Bad news, good news on water
Is there too much affordable housing in Southwest Austin?
I've had H2o on the brain lately because I've been reading Cadillac Desert, Marc Reisner's 1986 masterpiece about the U.S. federal government's century-long effort to transform the American West from desert to oasis. It's a great American story about nature and politics stretching back to the frontier days.
Anyway....last week City Council adopted an update to the city's water conservation plans that many advocates for aquatic abundance say does not go far enough.
Factoring in industrial and business uses, Austinites average 127 gallons of water use per capita daily. Under the new conservation proposal, Austin Water aims to reduce that by 4 gallons to 123 gallons per day by 2029.

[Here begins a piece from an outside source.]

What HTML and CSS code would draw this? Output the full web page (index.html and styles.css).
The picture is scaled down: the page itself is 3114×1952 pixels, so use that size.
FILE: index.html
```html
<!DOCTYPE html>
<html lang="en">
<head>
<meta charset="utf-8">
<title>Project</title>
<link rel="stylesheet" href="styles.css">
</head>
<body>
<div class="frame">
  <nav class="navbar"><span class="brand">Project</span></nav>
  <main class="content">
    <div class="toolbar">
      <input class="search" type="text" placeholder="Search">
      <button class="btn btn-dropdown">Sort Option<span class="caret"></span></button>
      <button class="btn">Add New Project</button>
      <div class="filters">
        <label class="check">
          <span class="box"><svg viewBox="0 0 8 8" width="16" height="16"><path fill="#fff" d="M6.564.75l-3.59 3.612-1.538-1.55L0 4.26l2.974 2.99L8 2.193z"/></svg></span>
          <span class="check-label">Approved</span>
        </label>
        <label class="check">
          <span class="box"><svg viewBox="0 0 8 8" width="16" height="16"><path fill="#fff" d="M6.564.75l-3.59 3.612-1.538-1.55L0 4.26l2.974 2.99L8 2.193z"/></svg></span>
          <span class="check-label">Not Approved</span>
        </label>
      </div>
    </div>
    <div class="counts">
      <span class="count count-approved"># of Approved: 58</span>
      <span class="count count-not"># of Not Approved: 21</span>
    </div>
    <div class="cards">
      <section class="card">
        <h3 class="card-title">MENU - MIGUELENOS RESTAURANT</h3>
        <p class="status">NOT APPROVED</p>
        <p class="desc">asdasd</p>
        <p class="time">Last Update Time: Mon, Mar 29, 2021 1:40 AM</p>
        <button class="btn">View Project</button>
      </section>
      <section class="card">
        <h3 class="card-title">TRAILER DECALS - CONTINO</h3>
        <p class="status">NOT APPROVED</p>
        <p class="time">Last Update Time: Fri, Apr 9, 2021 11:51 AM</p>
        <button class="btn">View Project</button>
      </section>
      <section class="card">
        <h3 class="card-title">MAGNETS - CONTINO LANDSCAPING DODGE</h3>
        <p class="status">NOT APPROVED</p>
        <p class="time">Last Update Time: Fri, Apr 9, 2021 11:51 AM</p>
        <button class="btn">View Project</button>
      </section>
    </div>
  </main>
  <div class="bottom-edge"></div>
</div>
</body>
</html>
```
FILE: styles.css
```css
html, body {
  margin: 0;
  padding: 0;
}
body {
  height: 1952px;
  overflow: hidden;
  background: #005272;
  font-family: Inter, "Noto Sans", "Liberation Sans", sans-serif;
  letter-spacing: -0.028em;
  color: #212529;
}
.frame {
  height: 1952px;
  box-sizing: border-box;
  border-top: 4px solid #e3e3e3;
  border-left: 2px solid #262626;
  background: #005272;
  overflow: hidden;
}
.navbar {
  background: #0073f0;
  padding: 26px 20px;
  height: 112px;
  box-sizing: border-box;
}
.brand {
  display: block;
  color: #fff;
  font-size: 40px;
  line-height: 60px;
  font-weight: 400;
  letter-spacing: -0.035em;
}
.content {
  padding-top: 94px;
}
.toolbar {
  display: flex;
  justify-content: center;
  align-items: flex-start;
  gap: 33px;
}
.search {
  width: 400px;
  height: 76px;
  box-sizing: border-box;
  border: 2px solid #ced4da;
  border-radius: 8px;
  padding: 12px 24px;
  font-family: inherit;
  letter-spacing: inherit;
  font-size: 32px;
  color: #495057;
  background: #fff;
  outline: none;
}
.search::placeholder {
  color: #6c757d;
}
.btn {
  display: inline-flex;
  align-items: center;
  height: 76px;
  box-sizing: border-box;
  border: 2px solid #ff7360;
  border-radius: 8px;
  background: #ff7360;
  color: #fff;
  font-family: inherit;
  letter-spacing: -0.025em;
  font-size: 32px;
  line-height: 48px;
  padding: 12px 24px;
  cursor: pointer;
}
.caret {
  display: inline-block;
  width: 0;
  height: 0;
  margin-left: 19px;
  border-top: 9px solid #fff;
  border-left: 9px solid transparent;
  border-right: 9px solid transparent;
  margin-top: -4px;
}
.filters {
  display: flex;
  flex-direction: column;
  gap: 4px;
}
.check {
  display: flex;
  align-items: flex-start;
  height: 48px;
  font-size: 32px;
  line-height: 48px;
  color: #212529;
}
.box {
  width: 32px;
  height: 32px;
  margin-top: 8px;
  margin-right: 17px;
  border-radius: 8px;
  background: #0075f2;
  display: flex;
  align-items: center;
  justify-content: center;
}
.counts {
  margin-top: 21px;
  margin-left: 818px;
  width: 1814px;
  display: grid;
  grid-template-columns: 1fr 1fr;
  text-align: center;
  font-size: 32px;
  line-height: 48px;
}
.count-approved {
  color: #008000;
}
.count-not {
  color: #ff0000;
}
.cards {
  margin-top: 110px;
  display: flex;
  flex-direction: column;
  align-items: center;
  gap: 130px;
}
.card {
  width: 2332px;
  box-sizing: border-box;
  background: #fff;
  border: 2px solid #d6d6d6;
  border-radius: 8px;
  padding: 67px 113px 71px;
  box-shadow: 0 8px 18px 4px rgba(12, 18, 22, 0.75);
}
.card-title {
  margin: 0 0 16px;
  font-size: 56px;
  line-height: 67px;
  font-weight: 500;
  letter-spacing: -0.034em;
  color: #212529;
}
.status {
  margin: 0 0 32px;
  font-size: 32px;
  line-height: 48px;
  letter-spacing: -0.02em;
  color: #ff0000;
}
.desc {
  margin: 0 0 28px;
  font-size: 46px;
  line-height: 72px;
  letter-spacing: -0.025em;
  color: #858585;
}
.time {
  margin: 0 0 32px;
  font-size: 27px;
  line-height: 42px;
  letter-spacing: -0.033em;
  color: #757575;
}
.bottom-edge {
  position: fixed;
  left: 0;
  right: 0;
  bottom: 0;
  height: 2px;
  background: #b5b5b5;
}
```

But under the last iteration of the conservation plan, approved in 2019, the utility had hoped to achieve a total daily water use of 119 gallons.

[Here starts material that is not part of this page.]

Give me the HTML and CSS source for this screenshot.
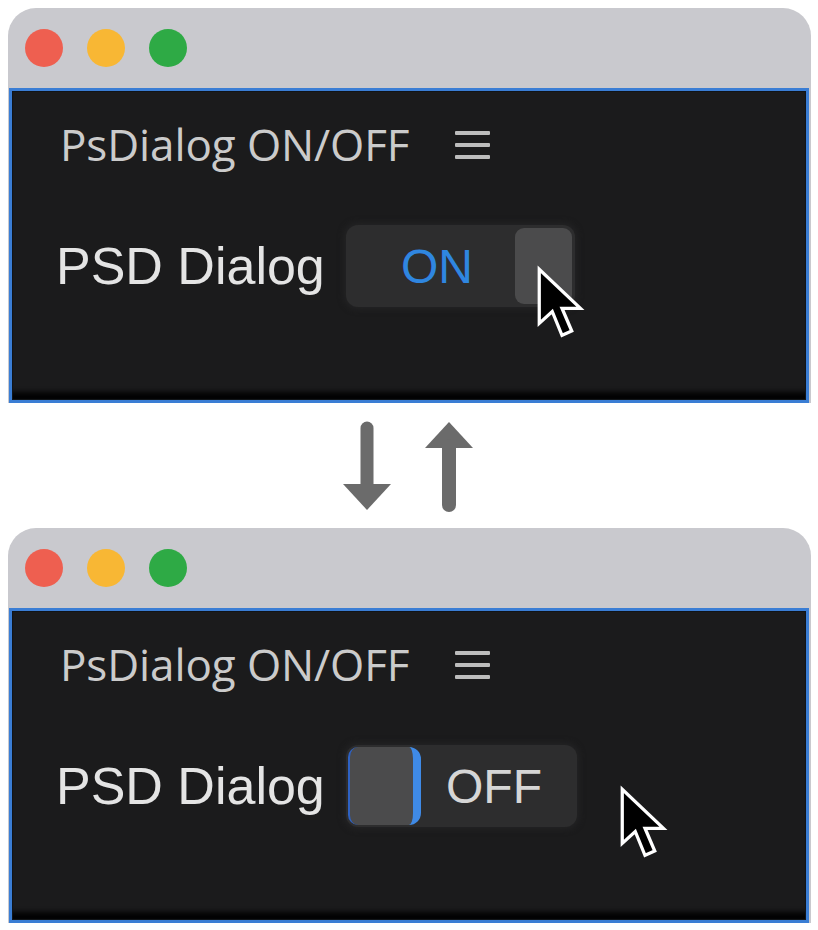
FILE: index.html
```html
<!DOCTYPE html>
<html lang="en">
<head>
<meta charset="UTF-8">
<title>PsDialog ON/OFF</title>
<link rel="stylesheet" href="styles.css">
</head>
<body>
<div class="page">

    <!-- state: ON -->
    <div class="window">
        <div class="titlebar">
            <span class="light light-red"></span>
            <span class="light light-yellow"></span>
            <span class="light light-green"></span>
        </div>
        <div class="panel">
            <div class="panel-head">
                <span class="panel-title">PsDialog ON/OFF</span>
                <span class="menu-icon"><i></i><i></i><i></i></span>
            </div>
            <div class="panel-row">
                <span class="row-label">PSD Dialog</span>
                <div class="toggle toggle-on">
                    <span class="toggle-text">ON</span>
                    <span class="toggle-thumb"></span>
                    <svg class="cursor cursor-on" width="52" height="80" viewBox="0 0 48 72">
                        <path d="M3 3 L3 53 L15 42 L24 64 L33 60 L24 39 L41 39 Z" fill="#000" stroke="#fff" stroke-width="3" stroke-linejoin="miter"/>
                    </svg>
                </div>
            </div>
        </div>
    </div>

    <!-- arrows -->
    <div class="swap">
        <svg width="50" height="92" viewBox="0 0 50 92">
            <line x1="25" y1="8" x2="25" y2="66" stroke="#6b6b6b" stroke-width="13" stroke-linecap="round"/>
            <path d="M1 64 L49 64 L25 90 Z" fill="#6b6b6b"/>
        </svg>
        <svg width="50" height="92" viewBox="0 0 50 92">
            <path d="M1 28 L49 28 L25 2 Z" fill="#6b6b6b"/>
            <line x1="25" y1="26" x2="25" y2="85" stroke="#6b6b6b" stroke-width="14" stroke-linecap="round"/>
        </svg>
    </div>

    <!-- state: OFF -->
    <div class="window">
        <div class="titlebar">
            <span class="light light-red"></span>
            <span class="light light-yellow"></span>
            <span class="light light-green"></span>
        </div>
        <div class="panel">
            <div class="panel-head">
                <span class="panel-title">PsDialog ON/OFF</span>
                <span class="menu-icon"><i></i><i></i><i></i></span>
            </div>
            <div class="panel-row">
                <span class="row-label">PSD Dialog</span>
                <div class="toggle toggle-off">
                    <span class="toggle-thumb"></span>
                    <span class="toggle-text">OFF</span>
                    <svg class="cursor cursor-off" width="52" height="80" viewBox="0 0 48 72">
                        <path d="M3 3 L3 53 L15 42 L24 64 L33 60 L24 39 L41 39 Z" fill="#000" stroke="#fff" stroke-width="3" stroke-linejoin="miter"/>
                    </svg>
                </div>
            </div>
        </div>
    </div>

</div>
</body>
</html>
```

FILE: styles.css
```css
/* base */
body, html {
    margin: 0;
    padding: 0;
    background: #ffffff;
}

.page {
    padding: 8px 7px 0 8px;
}

/* window frame */
.window {
    width: 803px;
    background: #c9c9ce;
    border-radius: 28px 28px 0 0;
    overflow: hidden;
}

.titlebar {
    height: 80px;
    display: flex;
    align-items: center;
    gap: 24px;
    padding-left: 17px;
    box-sizing: border-box;
}

.light {
    width: 38px;
    height: 38px;
    border-radius: 50%;
}

.light-red { background: #ee5f50; }
.light-yellow { background: #f8b734; }
.light-green { background: #2eaa45; }

/* dark panel */
.panel {
    height: 315px;
    background: #1b1b1c;
    border: 3px solid #3a7dd4;
    outline: 1px solid #101418;
    outline-offset: -4px;
    box-shadow: inset 0 -12px 5px -4px #030304;
    box-sizing: border-box;
    margin: 0 2px 0 1px;
    padding: 26px 0 0 48px;
}

.panel-head {
    display: flex;
    align-items: center;
    gap: 46px;
    height: 54px;
}

.panel-title {
    font-family: "Open Sans", sans-serif;
    font-size: 44px;
    color: #cbcbcb;
    letter-spacing: -0.1px;
}

.menu-icon {
    display: flex;
    flex-direction: column;
    gap: 8px;
    width: 35px;
    margin-top: 2px;
}

.menu-icon i {
    display: block;
    height: 4px;
    background: #bdbdbd;
    border-radius: 1px;
}

/* switch row */
.panel-row {
    display: flex;
    align-items: center;
    margin-top: 54px;
    margin-left: -4px;
}

.row-label {
    font-family: "Liberation Sans", Arial, sans-serif;
    font-size: 52px;
    color: #e4e4e4;
    width: 290px;
}

.toggle {
    position: relative;
    width: 229px;
    height: 82px;
    background: #2d2d2e;
    border-radius: 12px;
    box-shadow: 0 0 6px 2px #242425;
    display: flex;
    align-items: center;
    box-sizing: border-box;
    padding: 3px;
}

.toggle-text {
    font-family: "Liberation Sans", Arial, sans-serif;
    font-size: 48px;
    flex: 1;
    text-align: center;
}

.toggle-thumb {
    height: 76px;
    background: #4b4b4c;
    border-radius: 9px;
    box-sizing: border-box;
}

.toggle-on .toggle-text {
    color: #2f86e0;
    padding-left: 10px;
}

.toggle-on .toggle-thumb {
    width: 57px;
}

.toggle-off {
    width: 231px;
    padding: 2px;
}

.toggle-off .toggle-text {
    color: #d6d6d6;
    padding-right: 8px;
}

.toggle-off .toggle-thumb {
    width: 73px;
    height: 78px;
    border-left: 2px solid #2e62c4;
    border-right: 8px solid #3f8ae6;
    border-radius: 10px 12px 12px 10px;
}

/* mouse pointer, drawn over the switch */
.cursor {
    position: absolute;
}

.cursor-on {
    left: 190px;
    top: 40px;
}

.cursor-off {
    left: 273px;
    top: 40px;
}

/* swap arrows between the two states */
.swap {
    height: 125px;
    display: flex;
    justify-content: center;
    align-items: center;
    gap: 32px;
    padding-right: 4px;
}
```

“We’re going backwards,” said Moriarty.
The problem, says Austin Water, is that we're in the midst of a drought. Somewhat counter-intuitively, people tend to use more water during droughts because Mother Nature isn't doing her part. That's true for farmers who need the water for their crops or livestock as well as for Westlake homeowners who "need" more water to keep their lawns up to Augusta National standards.
The good news is that, even as water use continues to fluctuate, we use much less water on average now than we did in the 1990's or 2000's. Over the past ten years, which has included periods of drought, we have topped out at about 132 gallons per day. In contrast, between 1996 and 2006, we ranged between 170 to 190 per day.
The city has touted the reduced use as a triumph of its various conservation policies, but perhaps the most effective one is that which they are least likely to tout: increased water rates. In the 2012-13 budget, City Council approved changes to Austin Water's rate structure that charged higher water users more per gallon.
At the same time, a few years ago Austin Water sought to mitigate the increased costs of water by introducing a Customer Assistance Program like Austin Energy. Those who are enrolled in certain public benefit programs (Medicaid, SNAP etc) automatically qualify for discounted water rates.
The main thrust of Cadillac Desert is that the apparent abundance of the American West, from 1,000-acre cattle ranches in Wyoming to the urban sprawl of Southern California, are built on the federally-funded illusion that water can be cheap and plentiful anywhere –– even without rain. Someday, warned Reiser, the illusion will collapse.
In the era of climate change, Reisner's point is even more obvious.
Redlining in ... Southwest Austin?
I've gotten used to hearing white gentrifiers on the east side show up to Planning Commission meetings to decry new development, sanctimoniously invoking the historic oppression of the neighborhood's Black and Hispanic populations as an excuse to oppose new housing that will undoubtedly be cheaper than the modern farmhouse they bought a few years ago.
But residents of the bougie Travis Country neighborhood claiming that a nearby affordable housing development would amount to "redlining" in Southwest Austin –– that's a whole new level of NIMBY gaslighting.